Resurgent Nationalism

[16 April 2012, the Arabic reads:\"your gas is illuminating Israel, take the streets\". In this instance, \"your gas\" is in reference to the natural gas Egypt is exporting to Israel on a \"special\" price deal according to reports. The graffiti is displayed in Al-Zamalik, Cairo, Egypt. Image originally posted to Flickr by Hossam El-Hamlawy] [16 April 2012, the Arabic reads:\"your gas is illuminating Israel, take the streets\". In this instance, \"your gas\" is in reference to the natural gas Egypt is exporting to Israel on a \"special\" price deal according to reports. The graffiti is displayed in Al-Zamalik, Cairo, Egypt. Image originally posted to Flickr by Hossam El-Hamlawy]

Resurgent Nationalism

By : Ola Galal

“God is Great! Long live Egypt!” Amr Adib, an anchor on Al-Qahera Al-Youm talk show, shouted as he waved the country’s tricolor flag minutes after the commander of the Armed Forces announced the removal of President Mohamed Morsi from power on 3 July.

“The Egyptian people are great ... Egypt is the greatest state in the world, the whole world is watching you, and watching the Egyptian flag!” Spreading the flag across his shoulders, Adib proudly declared that this was the Egyptian flag and “not the flag of the group,” referring to the Muslim Brotherhood, which the ousted president hails from.

In the run-up to the 30 June protests and after Morsi’s ouster, talk shows run by presenters like Adib that air on privately owned satellite channels have been fraught with nationalistic rhetoric. This rhetoric has been mostly used to criticize the deposed president and his group.

Sometimes subtly and other times blatantly, most privately owned satellite channels have been highlighting the superiority of the Egyptian nation and its people, the valorization of the state and its institutions — specifically the army and the police — and the demonization of an enemy, namely Muslim Brotherhood members, threatening the nation state.

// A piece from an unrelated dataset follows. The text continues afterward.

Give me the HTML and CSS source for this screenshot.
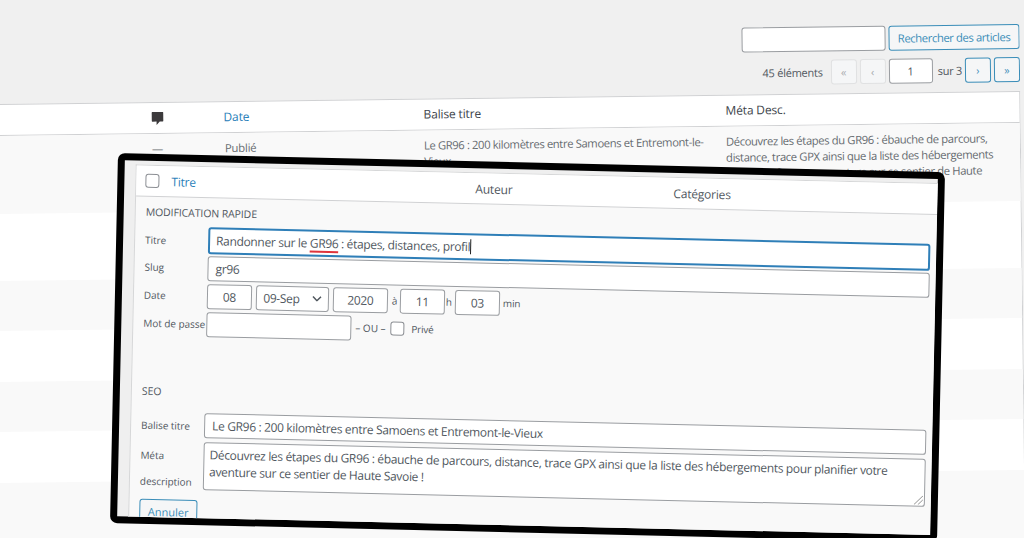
FILE: index.html
```
<!DOCTYPE html>
<html lang="fr">
<head>
    <meta charset="UTF-8">
    <meta name="viewport" content="width=device-width, initial-scale=1.0">
    <title>Articles</title>
    <link rel="stylesheet" href="styles.css">
</head>
<body>
    <div class="page">
        <div class="search">
            <div class="box search-input"></div>
            <div class="btn search-btn">Rechercher des articles</div>
        </div>
        <div class="pager">
            <span class="count">45 éléments</span>
            <span class="btn off">«</span>
            <span class="btn off">‹</span>
            <span class="box current">1</span>
            <span class="total">sur 3</span>
            <span class="btn">›</span>
            <span class="btn">»</span>
        </div>
        <div class="table">
            <div class="row head">
                <div></div>
                <div>
                    <svg class="bubble" width="12" height="13" viewBox="0 0 12 13">
                        <path d="M1 0h10Q12 0 12 1v7.6Q12 9.6 11 9.6H8.2L5 13V9.6H1Q0 9.6 0 8.6V1Q0 0 1 0z" fill="#3c3a3c"/>
                    </svg>
                </div>
                <div class="link">Date</div>
                <div>Balise titre</div>
                <div>Méta Desc.</div>
            </div>
            <div class="row first">
                <div></div>
                <div>—</div>
                <div class="status">Publié</div>
                <div class="tight">Le GR96 : 200 kilomètres entre Samoens et Entremont-le-<br>Vieux</div>
                <div class="tight">Découvrez les étapes du GR96 : ébauche de parcours,<br>distance, trace GPX ainsi que la liste des hébergements<br>pour planifier votre aventure sur ce sentier de Haute</div>
            </div>
            <div class="stripe tall"></div>
            <div class="stripe alt"></div>
            <div class="stripe"></div>
            <div class="stripe alt"></div>
            <div class="stripe"></div>
            <div class="stripe alt last"></div>
        </div>
    </div>

    <div class="frame">
        <div class="panel">
            <div class="panel-head">
                <span class="check"></span>
                <span class="link">Titre</span>
                <span class="author">Auteur</span>
                <span class="cats">Catégories</span>
            </div>
            <div class="form">
                <div class="legend">MODIFICATION RAPIDE</div>
                <div class="field title-field">
                    <label>Titre</label>
                    <div class="box wide focus"><span>Randonner sur le <u>GR96</u> : étapes, distances, profil</span><i class="caret"></i></div>
                </div>
                <div class="field">
                    <label>Slug</label>
                    <div class="box wide">gr96</div>
                </div>
                <div class="field">
                    <label>Date</label>
                    <div class="box small">08</div>
                    <div class="box select">
                        <span>09-Sep</span>
                        <svg width="10" height="6" viewBox="0 0 10 6"><path d="M1 1l4 4 4-4" fill="none" stroke="#50575e" stroke-width="1.5"/></svg>
                    </div>
                    <div class="box year">2020</div>
                    <span class="at">à</span>
                    <div class="box small">11</div>
                    <span class="hour">h</span>
                    <div class="box small">03</div>
                    <span class="min">min</span>
                </div>
                <div class="field">
                    <label>Mot de passe</label>
                    <div class="box pass"></div>
                    <span class="or">– OU –</span>
                    <span class="check"></span>
                    <span class="private">Privé</span>
                </div>
                <div class="legend seo">SEO</div>
                <div class="field seo-title">
                    <label>Balise titre</label>
                    <div class="box wide">Le GR96 : 200 kilomètres entre Samoens et Entremont-le-Vieux</div>
                </div>
                <div class="field seo-desc">
                    <label>Méta description</label>
                    <div class="box area">
                        Découvrez les étapes du GR96 : ébauche de parcours, distance, trace GPX ainsi que la liste des hébergements pour planifier votre<br>
                        aventure sur ce sentier de Haute Savoie !
                        <svg class="grip" width="9" height="9" viewBox="0 0 9 9"><path d="M0 9L9 0M4 9l5-5" stroke="#777" stroke-width=".8"/></svg>
                    </div>
                </div>
                <div class="btn cancel">Annuler</div>
            </div>
        </div>
    </div>
</body>
</html>
```

FILE: styles.css
```
* {
    box-sizing: border-box;
}

html {
    overflow: hidden;
}

body {
    margin: 0;
    height: 538px;
    overflow: hidden;
    position: relative;
    background: #f0f0f0;
    color: #50575e;
    font-family: "Open Sans", "Noto Sans", sans-serif;
    font-size: 12px;
    white-space: nowrap;
}

/* background list, tilted to the left */
.page {
    width: 1039px;
    height: 552px;
    margin-left: -20px;
    padding-top: 37px;
    overflow: hidden;
    transform: rotate(-0.73deg);
    transform-origin: 20px 0;
}

.box {
    display: flex;
    align-items: center;
    justify-content: center;
    height: 25px;
    background: #fff;
    border: 1px solid #9a9da1;
    border-radius: 3px;
}

.btn {
    display: flex;
    align-items: center;
    justify-content: center;
    width: 26px;
    height: 25px;
    border: 1px solid #3a8db8;
    border-radius: 3px;
    color: #3a8db8;
    background: #f5f6f7;
}

.link {
    color: #2a80b9;
}

.search,
.pager {
    display: flex;
    justify-content: flex-end;
    gap: 3px;
}

.search-input {
    width: 144px;
}

.search-btn {
    width: 131px;
    font-size: 11.3px;
    letter-spacing: -0.42px;
}

.pager {
    align-items: center;
    margin-top: 8px;
    font-size: 11px;
}

.count {
    margin-right: 5px;
    letter-spacing: -0.25px;
}

.off {
    color: #a7aaad;
    border-color: #e0e1e2;
}

.current {
    width: 44px;
}

.total {
    margin: 0 0 0 2px;
    letter-spacing: -0.25px;
}

.table {
    margin-top: 9px;
    border-top: 1px solid #d0d1d3;
    border-right: 1px solid #d0d1d3;
    background: #fff;
}

.row {
    display: grid;
    grid-template-columns: 170px 72px 200px 302px auto;
}

.head {
    height: 31px;
    padding-bottom: 1px;
    align-items: center;
    border-bottom: 1px solid #d0d1d3;
    color: #3c434a;
    letter-spacing: -0.15px;
}

.bubble {
    display: block;
    margin-top: 1px;
}

.first {
    height: 78px;
    padding-top: 7px;
    background: #f9f9f9;
    line-height: 16px;
    font-size: 11.3px;
    color: #666b70;
}

.status {
    padding-left: 1px;
    letter-spacing: -0.2px;
}

.tight {
    letter-spacing: -0.4px;
}

.stripe {
    height: 51px;
}

.tall {
    height: 67px;
}

.alt {
    height: 50px;
    background: #f9f9f9;
}

.last {
    height: 120px;
}

/* quick edit capture, tilted to the right */
.frame {
    position: absolute;
    left: 118px;
    top: 153px;
    width: 827px;
    height: 370px;
    border: 7px solid #000;
    border-radius: 7px;
    overflow: hidden;
    background: #efefef;
    transform: matrix(1, 0.0232, -0.0216, 1, 0, 0);
    transform-origin: 0 0;
}

.panel {
    margin: 4px 0 0 11px;
    height: 360px;
    background: #f9f9f9;
    border-left: 1px solid #d6d7d8;
    border-top: 1px solid #d6d7d8;
}

.panel-head {
    display: flex;
    align-items: center;
    height: 31px;
    padding-left: 9px;
    background: #fff;
    border-bottom: 1px solid #d0d1d3;
    letter-spacing: -0.2px;
}

.check {
    width: 14px;
    height: 14px;
    border: 1px solid #8c8f94;
    border-radius: 3px;
    background: #fff;
}

.panel-head .link {
    width: 304px;
    margin-left: 12px;
}

.author {
    width: 198px;
}

.form {
    padding-left: 10px;
}

.legend {
    height: 29px;
    line-height: 31px;
    font-size: 10.5px;
    letter-spacing: -0.1px;
}

.field {
    display: flex;
    align-items: center;
    height: 28px;
    font-size: 10px;
}

.field label {
    width: 63px;
    letter-spacing: -0.05px;
}

.field .box {
    font-size: 12px;
    letter-spacing: -0.34px;
}

.title-field {
    height: 27px;
}

.wide {
    width: 722px;
    padding-left: 7px;
    justify-content: flex-start;
}

.focus {
    height: 27px;
    padding-left: 6px;
    border: 2px solid #2f7fb8;
}

.caret {
    width: 1px;
    height: 15px;
    background: #222;
}

u {
    text-decoration: underline 1.5px #e0343c;
    text-underline-offset: 3px;
}

.small {
    width: 45px;
}

.select {
    width: 73px;
    margin: 0 4px;
    gap: 12px;
}

.year {
    width: 55px;
}

.at {
    width: 12px;
    padding-left: 4px;
}

.hour {
    width: 10px;
    padding-left: 1px;
}

.min {
    padding-left: 3px;
    letter-spacing: -0.2px;
}

.pass {
    width: 145px;
}

.or {
    width: 39px;
    padding-left: 4px;
}

.private {
    margin-left: 7px;
    letter-spacing: -0.2px;
}

.seo {
    margin-top: 39px;
}

.seo-title {
    margin-top: 5px;
}

.seo-title label {
    padding-top: 1px;
}

.seo-desc {
    height: 50px;
    margin-top: 2px;
}

.seo-desc label {
    padding-top: 5px;
    line-height: 26px;
    white-space: normal;
}

.area {
    position: relative;
    display: block;
    width: 722px;
    height: 48px;
    padding: 3px 5px;
    line-height: 17px;
}

.grip {
    position: absolute;
    right: 1px;
    bottom: 1px;
}

.cancel {
    width: 58px;
    margin-top: 9px;
    font-size: 11px;
}
```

Shadia’s "Egypt, My Love" (ya habibti ya masr) has been played on air repeatedly and the Egyptian flag has been omnipresent on screens, either as banners or in the backgrounds of studios. Nationalistic expression by the Egyptian media is not particularly new, especially as during the protests against former President Hosni Mubarak, television stations both supporting and opposing the revolt adopted a nationalistic rhetoric that emphasized “love” for Egypt. Echoing the streets, TV shows still maintain, as they did when Mubarak was ousted, that the Egyptian people did what they did — overthrow Morsi ​— because they are a great nation. Such media discourses are in fact a reflection of sentiments already prevalent on the ground, best captured in the chant “Keep your head up high! You are Egyptian!” which has echoed in Tahrir Square and across Egypt since 11 February 2011, the day Mubarak left.

But the way these talk shows are using nationalist discourse at this historical and political juncture is different. The enemy this time is not Mubarak’s men or feloul ​— a derogatory term referring to a diverse group of people whose interests are linked to the Mubarak regime — but the Ikhwan (the Arabic name for the Brotherhood), and this time, the state institutions that are most resistant to revolution — the army and the police — are on the side of the protesters.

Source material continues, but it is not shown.